# [GIVEN PROBLEM]
Report how many lines contain "screenshot", with no other words.

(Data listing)
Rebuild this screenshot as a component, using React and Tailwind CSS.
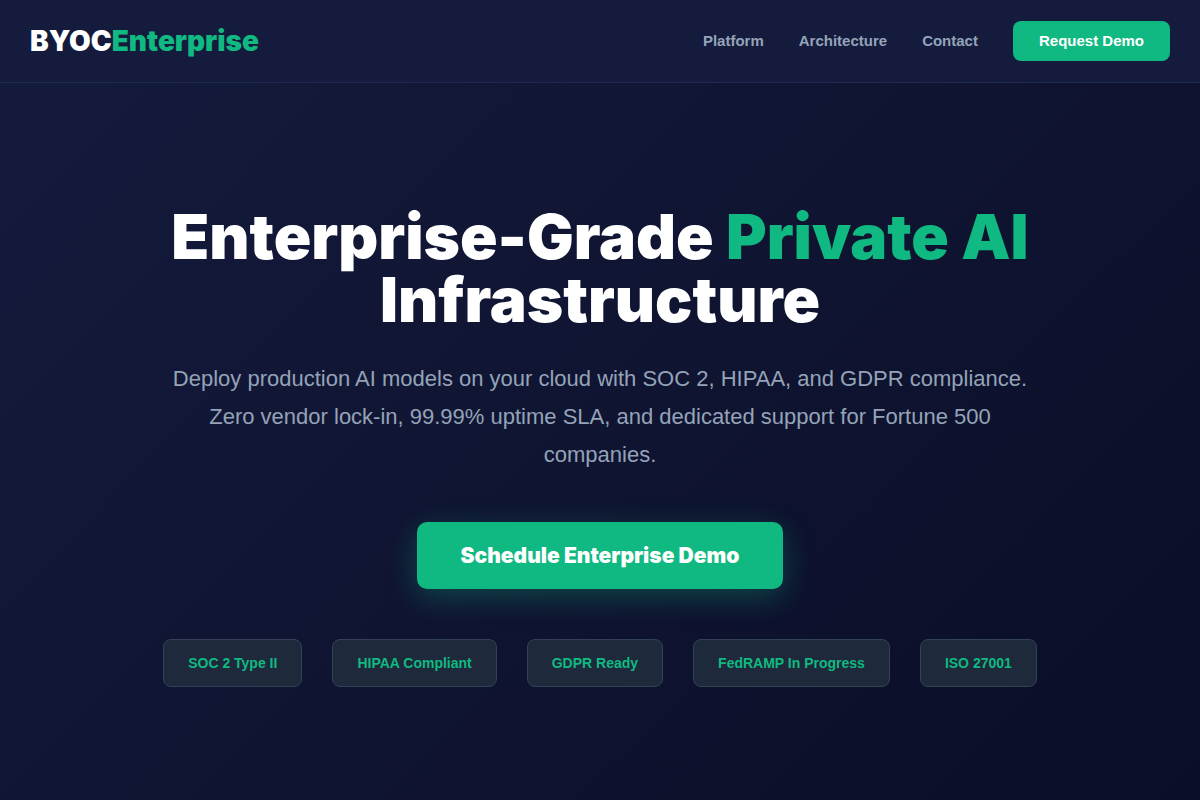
const links = ["Platform", "Architecture", "Contact"];
const badges = ["SOC 2 Type II", "HIPAA Compliant", "GDPR Ready", "FedRAMP In Progress", "ISO 27001"];

export default function App() {
  return (
    <div className="min-h-screen bg-linear-135 from-[#151b3d] to-[#0a0e27] font-['Liberation_Sans',Arial,sans-serif] text-white">
      <header className="border-b border-[#1e2a52] bg-[#151b3d]">
        <div className="mx-auto flex max-w-[1400px] items-center justify-between px-[30px] py-5">
          <a href="#" className="font-['Arial_Black','Inter',sans-serif] text-[28px] leading-[42px] font-black">
            BYOC<span className="text-[#10b981]">Enterprise</span>
          </a>
          <nav className="flex items-center gap-[35px] text-[15px] font-semibold">
            {links.map((l) => (
              <a key={l} href={`#${l.toLowerCase()}`} className="text-[#94a3b8]">{l}</a>
            ))}
            <button type="button" className="rounded-lg bg-[#10b981] px-[26px] py-2 leading-6">Request Demo</button>
          </nav>
        </div>
      </header>
      <main className="mx-auto flex max-w-[960px] flex-col items-center px-[30px] pt-[122px] pb-[112px] text-center">
        <h1 className="mb-[29px] font-['Arial_Black','Inter',sans-serif] text-[62px] leading-[63px] font-black">
          Enterprise-Grade <span className="text-[#10b981]">Private AI</span> Infrastructure
        </h1>
        <p className="mb-12 text-[22px] leading-[38px] text-[#94a3b8]">
          Deploy production AI models on your cloud with SOC 2, HIPAA, and GDPR compliance. Zero vendor lock-in, 99.99% uptime SLA, and dedicated support for Fortune 500 companies.
        </p>
        <button type="button" className="rounded-[10px] bg-[#10b981] px-11 py-[18px] font-['Arial_Black','Inter',sans-serif] text-[21px] leading-[31px] font-black shadow-[0_8px_30px_#10b9814d]">
          Schedule Enterprise Demo
        </button>
        <ul className="mt-[50px] flex flex-wrap justify-center gap-[30px]">
          {badges.map((b) => (
            <li key={b} className="rounded-lg border border-[#334155] bg-[#1e293b] px-6 py-3 text-[14px] leading-[22px] font-semibold whitespace-nowrap text-[#10b981]">{b}</li>
          ))}
        </ul>
      </main>
    </div>
  );
}
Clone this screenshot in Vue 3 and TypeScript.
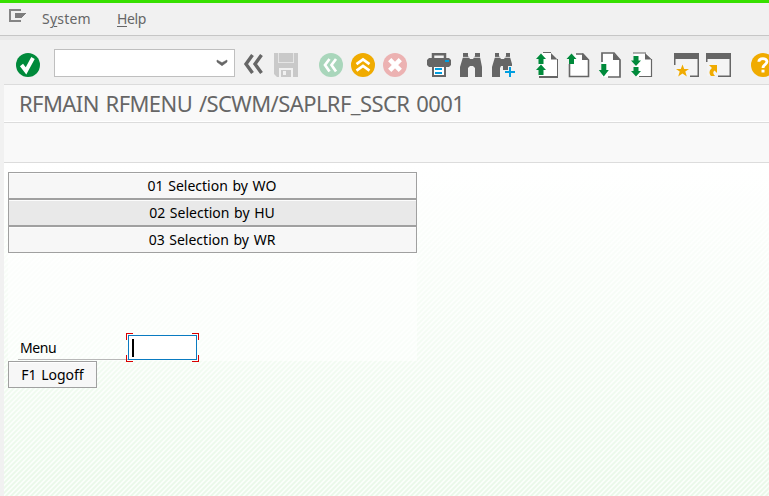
<script setup lang="ts">
import { ref } from 'vue'

interface MenuOption {
  label: string
  hovered?: boolean
}

const options: MenuOption[] = [
  { label: '01 Selection by WO' },
  { label: '02 Selection by HU', hovered: true },
  { label: '03 Selection by WR' },
]
const command = ref('')
</script>

<template>
  <div class="window">
    <header class="menubar">
      <svg class="sysicon" width="19" height="14" viewBox="0 0 19 14" shape-rendering="crispEdges">
        <path d="M12 1H1V12H12" fill="none" stroke="#858585" stroke-width="2" />
        <path d="M6 4H18L15 6L13 9H6Z" fill="#7d7d7d" />
      </svg>
      <span class="menu system">S<u>y</u>stem</span>
      <span class="menu help"><u>H</u>elp</span>
    </header>
    <div class="frame">
      <div class="toolbar">
        <svg class="ic enter" viewBox="0 0 28 28">
          <circle cx="14" cy="14" r="12" fill="#008a3b" />
          <path d="M7.5 14L12 20L19 7" fill="none" stroke="#fff" stroke-width="3.9" />
        </svg>
        <label class="command">
          <input v-model="command" type="text" />
          <svg width="12" height="8" viewBox="0 0 12 8"><path d="M1 1L6 3.7L11 1V3L6 6.7L1 3Z" fill="#666" stroke="#666" stroke-width=".6" /></svg>
        </label>
        <svg class="ic back" viewBox="0 0 28 28">
          <path d="M13.5 4L7 13L13.5 22M22.5 4L16 13L22.5 22" fill="none" stroke="#666" stroke-width="3.4" />
        </svg>
        <svg class="ic save" viewBox="0 0 28 28">
          <path d="M2 2H6V12H22V2H26V26H5L2 23Z" fill="#c9c9c9" />
          <path d="M7 2H21V11H7Z" fill="#c9c9c9" />
          <path d="M6.5 2V11.5H21.5V2" fill="none" stroke="#e5e5e5" />
          <path d="M7 17H21V26H7Z" fill="#f1f1f1" />
          <path d="M9 19H19V26H9Z" fill="#c9c9c9" />
          <path d="M11 20H14V24H11Z" fill="#f1f1f1" />
        </svg>
        <div class="group nav">
          <svg class="ic" viewBox="0 0 28 28">
            <circle cx="14" cy="14" r="12" fill="#a9d6bb" />
            <path d="M12.5 8L8 14L12.5 20.5M19 8L14.5 14L19 20.5" fill="none" stroke="#fff" stroke-width="2.7" />
          </svg>
          <svg class="ic" viewBox="0 0 28 28">
            <circle cx="14" cy="14" r="12" fill="#f0ab00" />
            <path d="M7.5 13.2L14 8.5L20.5 13.2M7.5 19.7L14 15L20.5 19.7" fill="none" stroke="#fff" stroke-width="2.7" />
          </svg>
          <svg class="ic" viewBox="0 0 28 28">
            <circle cx="14" cy="14" r="12" fill="#ecb2b2" />
            <path d="M8.7 8.7L19.3 19.3M19.3 8.7L8.7 19.3" fill="none" stroke="#fff" stroke-width="4.6" />
          </svg>
        </div>
        <div class="group">
          <svg class="ic" viewBox="0 0 28 28">
            <path d="M8 7V3.2H20V7" fill="none" stroke="#666" stroke-width="2.5" />
            <path d="M4 7H24L26 9V14L24 16H4L2 14V9Z" fill="#666" />
            <path d="M7 15H21V26H7Z" fill="#666" /><path d="M9 16H19V24H9Z" fill="#fff" />
            <path d="M20 9H24V11H20ZM10 17H17V19H10ZM10 21H17V23H10Z" fill="#009ee0" />
          </svg>
          <svg class="ic" viewBox="0 0 28 28">
            <path d="M6 2H11V5L13 8H16L18 5V2H23V6L25 16V26H18V17L16 15H13L11 17V26H3V16L6 6Z" fill="#666" />
            <path d="M5 6.4H12M17 6.4H24" stroke="#f1f1f1" stroke-width=".8" />
          </svg>
          <svg class="ic" viewBox="0 0 28 28">
            <path d="M6 2H10V5L12 8H15L17 5V2H21V6L23 13V15H19V19H14V15H12L11 17V26H3V16L6 6Z" fill="#666" />
            <path d="M5 6.4H11M16 6.4H22" stroke="#f1f1f1" stroke-width=".8" />
            <path d="M16 21H26M21 16V26" stroke="#009ee0" stroke-width="2" />
          </svg>
        </div>
        <div class="group">
          <svg class="ic" viewBox="0 0 28 28">
            <path d="M10 2H19L24 8V25H6V6Z" fill="#fff" />
            <path d="M10 1.5H18M24.5 8V25" fill="none" stroke="#666" />
            <path d="M6 25H25V27H6Z" fill="#666" />
            <path d="M18 2L24.5 8.5H18Z" fill="#666" />
            <path d="M8 2.5L13 8H10.5V13H5.5V8H3ZM8 13.5L13 19H10.5V24H5.5V19H3Z" fill="#008a3b" />
          </svg>
          <svg class="ic" viewBox="0 0 28 28">
            <path d="M4 8L10 3H18L24 9V25.5H4Z" fill="#fff" />
            <path d="M11 3H18L23.5 9V25.5H4.5V13" fill="none" stroke="#666" stroke-width="1.6" />
            <path d="M17 2L24 9H17Z" fill="#666" />
            <path d="M6.5 2.5L11.5 8H9V13H4V8H1.5Z" fill="#008a3b" />
          </svg>
          <svg class="ic" viewBox="0 0 28 28">
            <path d="M5 2H17L23 9V26H5Z" fill="#fff" />
            <path d="M5 11V2H17L23 9V26H11" fill="none" stroke="#666" stroke-width="1.7" />
            <path d="M16 2L23.5 9H16Z" fill="#666" />
            <path d="M4.3 13H9.3V19H11.8L6.8 25.5L1.8 19H4.3Z" fill="#008a3b" />
          </svg>
          <svg class="ic" viewBox="0 0 28 28">
            <path d="M5 2H17L23 8V26H7Z" fill="#fff" />
            <path d="M4 2H17M22.5 8V25.5H10" fill="none" stroke="#666" stroke-width="1.2" />
            <path d="M16 2L23 8.5H16Z" fill="#666" />
            <path d="M4.5 5H9.5V9.5H12L7 15L2 9.5H4.5ZM4.5 16H9.5V20H12L7 25.5L2 20H4.5Z" fill="#008a3b" />
          </svg>
        </div>
        <div class="group">
          <svg class="ic" viewBox="0 0 28 28">
            <path d="M2 7H25V25H2Z" fill="#f4f4f4" />
            <path d="M1 2H26V26H17V24.5H24.5V8H2.5V14H1Z" fill="#666" />
            <path d="M9.5 13.5L11.2 18H16L12.3 20.6L13.8 25.5L9.5 22.5L5.2 25.5L6.7 20.6L3 18H7.8Z" fill="#f0ab00" />
          </svg>
          <svg class="ic" viewBox="0 0 28 28">
            <path d="M2 7H25V25H2Z" fill="#f4f4f4" />
            <path d="M1 2H26V26H13V24.5H24.5V8H2.5V11H1Z" fill="#666" />
            <path d="M4 14H12V22L9.5 19.5C7.5 21 8 23 10 25H6C3.5 22 4.5 19 7 17Z" fill="#f0ab00" />
          </svg>
        </div>
        <svg class="ic question" viewBox="0 0 28 28">
          <circle cx="14" cy="14" r="12" fill="#f0ab00" />
          <path d="M9.8 10.8C10 6.5 18 6.5 18 10.8C18 13.3 14 13.5 14 17" fill="none" stroke="#fff" stroke-width="2.8" />
          <path d="M12.5 18.7H15.5V21.5H12.5Z" fill="#fff" />
        </svg>
      </div>
      <h1 class="title"><span>RFMAIN RFMENU /SCWM/SAPLRF_SSCR 0001</span></h1>
      <div class="appbar"></div>
      <main class="screen">
        <svg class="stripes" width="765" height="333">
          <defs>
            <pattern id="hatch" width="5" height="5" patternUnits="userSpaceOnUse">
              <rect width="5" height="5" fill="#fbfffb" />
              <path d="M-1 6L6 -1M-1 1L1 -1M4 6L6 4" stroke="#e9f9e8" stroke-width="1.8" />
            </pattern>
            <linearGradient id="fade" x1="0" y1="0" x2="0" y2="1">
              <stop offset="0" stop-color="#fff" />
              <stop offset="1" stop-color="#fff" stop-opacity="0" />
            </linearGradient>
          </defs>
          <rect width="765" height="333" fill="url(#hatch)" />
          <rect width="765" height="333" fill="url(#fade)" />
        </svg>
        <section class="form">
          <button v-for="o in options" :key="o.label" class="option" :class="{ hovered: o.hovered }">
            <span>{{ o.label }}</span>
          </button>
          <div class="row">
            <span class="label"><span>Menu</span></span>
            <div class="field">
              <span class="caret"></span>
              <i class="tl"></i><i class="tr"></i><i class="bl"></i><i class="br"></i>
            </div>
          </div>
        </section>
        <button class="logoff"><span>F1 Logoff</span></button>
      </main>
    </div>
  </div>
</template>

<style>
body { margin: 0; overflow: hidden; }
</style>

<style scoped>
* { box-sizing: border-box; }
.window { width: 769px; height: 496px; overflow: hidden; background: #f1f1f1; border-top: 3px solid #37e000; font-family: Tahoma, "Noto Sans", sans-serif; font-size: 14px; color: #000; display: flex; flex-direction: column; }
.menubar { height: 37px; flex: none; display: flex; align-items: flex-start; padding: 6px 0 0 9px; border-bottom: 4px solid #e9e9e9; box-shadow: inset 0 -1px #c6c6c6; color: #666; }
.menu { line-height: 20px; white-space: nowrap; }
.menu u { text-underline-offset: 2px; }
.system { margin-left: 14px; width: 75px; letter-spacing: .2px; }
.help { letter-spacing: -.4px; }
.frame { flex: 1; margin-left: 4px; display: flex; flex-direction: column; background: #f9f9f9; }
.toolbar { height: 45px; flex: none; background: #f1f1f1; border-bottom: 1px solid #dcdcdc; padding: 11px 0 0 10px; display: flex; overflow: hidden; }
.ic { width: 28px; height: 28px; flex: none; display: block; }
.command { flex: none; width: 181px; height: 28px; margin: -2px 4px 0 12px; border: 1px solid #bfbfbf; background: #fff; display: flex; align-items: center; padding-right: 6px; }
.command input { flex: 1; min-width: 0; border: 0; outline: 0; background: transparent; }
.save { margin-left: 5px; }
.group { display: flex; gap: 4px; flex: none; margin-right: 16px; }
.nav { margin-left: 17px; }
.title { height: 38px; flex: none; margin: 0; padding-left: 15px; border-bottom: 1px solid #dcdcdc; box-shadow: inset 0 -1px #fff; font-size: 22px; font-weight: 400; line-height: 36px; color: #666; white-space: nowrap; }
.title span { letter-spacing: -.58px; word-spacing: 1.6px; }
.appbar { height: 40px; flex: none; border-bottom: 1px solid #dcdcdc; }
.screen { flex: 1; position: relative; background: #fff; padding: 9px 0 0 4px; display: flex; flex-direction: column; align-items: flex-start; }
.stripes { position: absolute; inset: 0; }
.form { position: relative; width: 409px; height: 189px; display: flex; flex-direction: column; background: rgba(255, 255, 255, .5); }
button { font: inherit; color: #000; border: 1px solid #a0a0a0; border-radius: 0; background: #f7f7f7; box-shadow: inset 0 1px #fff; padding: 0; height: 27px; line-height: 25px; word-spacing: 1px; }
.option { width: 409px; flex: none; padding-right: 1px; box-shadow: inset 0 1px #fcfcfc; }
.hovered { background: #e9e9e9; }
.row { margin-top: auto; display: flex; align-items: flex-end; padding: 0 0 1px 10px; }
.label { width: 110px; height: 25px; border-bottom: 1px solid #b8b8b8; padding-left: 2px; line-height: 26px; letter-spacing: -.4px; }
.field { position: relative; width: 69px; height: 25px; border: 1px solid #0a7bc1; background: #fff; padding: 3px 0 0 3px; }
.caret { display: block; width: 2px; height: 18px; background: #000; }
.field i { position: absolute; width: 7px; height: 7px; border: 0 solid #d90000; }
.field .tl { top: -3px; left: -3px; border-width: 1px 0 0 1px; }
.field .tr { top: -3px; right: -3px; border-width: 1px 1px 0 0; }
.field .bl { bottom: -3px; left: -3px; border-width: 0 0 1px 1px; }
.field .br { bottom: -3px; right: -3px; border-width: 0 1px 1px 0; }
.logoff { position: relative; width: 89px; }
</style>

# [OUTPUT FOR THIS EXERCISE]
2